Re: Tenebrix scaling questions

Quote from: kano on September 28, 2011, 11:49:23 PM

But my comment about that table is that either the first line is wrong or misread.

A HD6970 will do 100x a typical CPU and certainly at LEAST 10x any CPU the same price as it.

That table says double-sha256 1:120
So unless it is totally crap, that can only mean CPU:GPU

Then the next line says scrypt(1024,1,1) 1:5.2
Which would mean GPU is 5.2 times faster.

Now, I have no idea where he pulled those number out of ... but reading that table says GPU will be 5.2 time CPU on N=1024,p=1,r=1
I'm not saying the table is based on real info, just that it doesn't match what's written and just switching the numbers would simply mean they are not reliable at all.

No, thats *one 3GHz K10 CPU core* vs. a HD6970
A 3GHz K10 core is roughly 3Mh/s doing double-sha256 aka bitcoinhash.
A stock HD6970 is about 360-400Mh/s for bitcoinhash.
Hey look, 3:360 == 1:120, a miracle!

So yes, the factor of 1:5.2 is for ONE CPU CORE vs. a 6970.
For the math or comprehension impaired, thats "A hex(=6)core PhenomII at 3GHz is a few % faster than a HD6970"
And this is from actual measurements of real code running on real devices, not some "well, in theory it *should* be possible" numbers that overlook massive problems on real hardware.

So... where is any written performance info for GPUs doing scrypt variants? The original paper only deals with VLSI, any citations?

So I went for the "well, to get some numbers I'll actually have to try to write a optimized implementation" approach.

So... maybe your GPU is 100 times faster than a CPU executing pure ALU code, but to do that you actually need to... like... store the per-thread state somewhere?
So, where to put 128KiB (or 32 KiB using a factor 4 time/space tradeoff) of memory for V *per thread*?

Registers? Way too small.
LDS - works, but you only got 64KiB/CU so you end up with a max of 2 threads/CU even with a factor 4 time/space tradeoff
GDS? way too small again.
L2 read cache? You got 512k of that, so with a /4 reduction you can keep 16 threads worth of V arrays there, but that's not really helping a whole lot due to reasons I'll explain shortly.
External GDDR5? Completely horrible for randomly reading 128 byte items all over the place.

Now, ATI GPUs are funny beasts, they use something best described as "hyperthreading" similar to a niagara CPU to hide their 4-clock instruction latency. Which means you need to be executing 64 threads in parallel to make full use of a CU (16 VLIW4 cores * 4 deep pipeline).

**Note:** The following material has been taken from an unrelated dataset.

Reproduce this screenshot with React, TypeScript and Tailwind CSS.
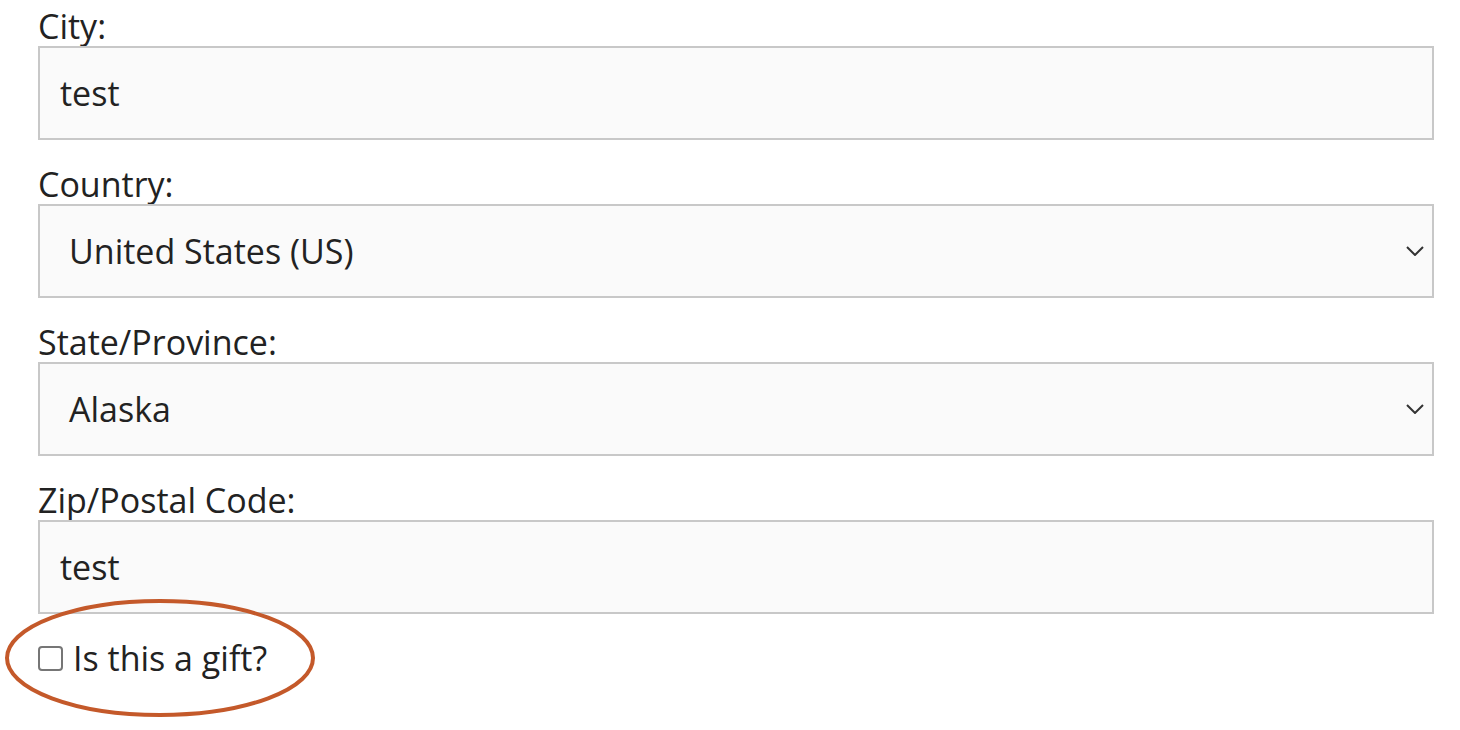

Best option so far is "use LDS, live with only being able to run 2 threads/CU (due to LDS size)... welll... thanks to what I explained above, that means you're effectively getting ALU throughput of half of one VLIW4 core per CU per clock.

So a whole 6970 ends up effectively performing as if you only had 12 fully utilized VLIW4 cores.

Well, turns using this approach in the real world, at 880MHz core clock and with overhead it actually manages roughly 5.2 times the performance of a single 3GHz K10 core.

So, if you have any constructive suggestions on what other approaches to try to wrangle better performance out of a AMD GPU for this variant of scrypt, I'm listening.

Inb4 obvious, first thing I tried was the KISS "just allocate a huge buffer for V arrays in global memory, run 64-256 threads and have the mem and L2 controllers figure it out." approach. also with time/space tradeoff factors of 2 to 16. Ends up slower than going with LDS.